Reb Eli: Eli came from an orthodox family in Germany. His father, a prominent rabbi, arranged for him to be evacuated to England just before the Nazis slammed the door shut. He was taken in by David’s family and developed a deep friendship with David’s father, who was a young boy also. Learning after the war that his family had been lost in the holocaust, Eli found a new life in Israel where he became revered as a sage and spiritual leader of Jerusalem’s orthodox community.

Sarah: Sarah, one of Reb Eli’s daughters, lost her husband to an early death. She had no children and was judged to be barren, leaving her utterly bereft. Without a sense of purpose, her sadness grieves Eli who can find no way to give her comfort. She is devoted to her father and their religious tradition, which she observes faithfully and sincerely.

Anat: Fresh out of the army, Anat is a free-thinking Israeli beauty, confident in her sexuality and ready to embrace the world on her own terms.

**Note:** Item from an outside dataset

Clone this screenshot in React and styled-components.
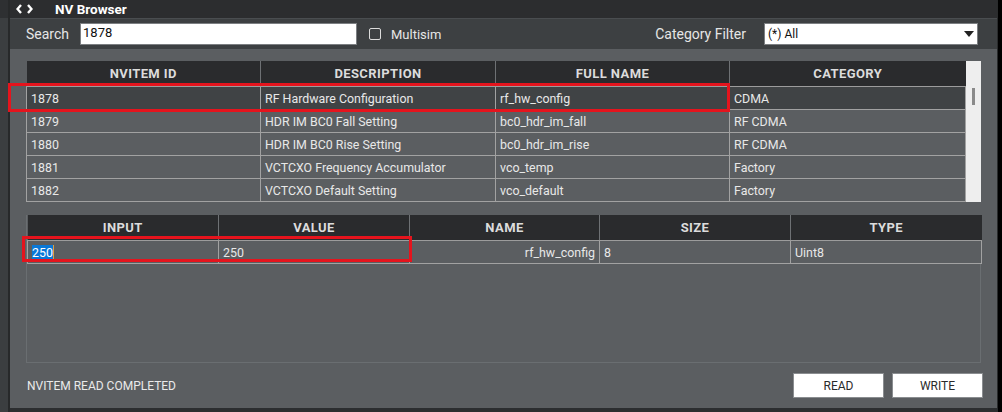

She is an archeologist, impatient with the shibboleths of Jewish tradition, insisting on a clear-eyed interpretation of the historical record based on the facts, not religious convention.

If you could tell your younger writing self anything, what would that be?

You were right, when you were at Columbia, to be suspicious of writing that seemed to exist for its own sake, no matter how pretty or clever it was. You were right when you saw that writing works best when the reader can see clear into the souls of the characters - and the writer is out of the picture.  You were right to let the characters and their story say it all.  And you were right, too, when you insisted that your writing should open you, and the reader, to a shared wisdom.


What would you say is one of your interesting writing quirks?

I’m not good at syntax. It’s a long way from my strong suit. I don’t try and edit myself when I am writing. I let the story come forth. Sorting out the syntax is for later. I do plenty of re-writes.

Do you hear from your readers?  What do they say?

I do hear from my readers, and I am very grateful for their feedback. Night In Jerusalem works as an engaging love story, and also as a reprise of a Bible story. It has a spiritual meaning that people resonate with. They find themselves reading the book multiple times. Others see it as a page-turner. Both types of readers are interested to learn what happens next and I am often asked if I am writing a sequel.

What is the toughest criticism given to you as an author?

I am not a lyrical writer. I do not write breath-taking sentences. There is a simplicity to my style that some literary critics do not appreciate. My view is that “simple” can often take mastery to pull off –like Isaac Bashevis Singer, for example. So I hear what they are saying, and I ignore it, for the reasons I stated in response to your earlier question about what I would say to my younger writer self, if I could.


What has been the best accomplishment?

Night In Jerusalem is my first novel. Previously, I have written screenplays. They are, of course, totally visually-oriented, with limited opportunity to be discursive about the characters’ states of mind.  Everything has to show on the screen. I was drawn to writing a novel because the canvas can be so much larger –as big as you like -  and the story does not have to fit a budget! However, the relationship with the reader is more intimate and complete, and there’s a challenge to meet right there. Hearing from fellow writers that I had pulled it off is perhaps my best accomplishment as an author.


Do you Google yourself?

No. I’m not especially handy with computers. I use mine mainly for writing and email.

How many unpublished and half-finished books do you have?

I am presently working on a novel about the middle class in America and what happened in the last recession when millions were thrown into life altering changes they are still trying to work out.

Do you have anything specific that you would like to say to your readers?

Keep on reading! I think it is the most important and fun invention of all time.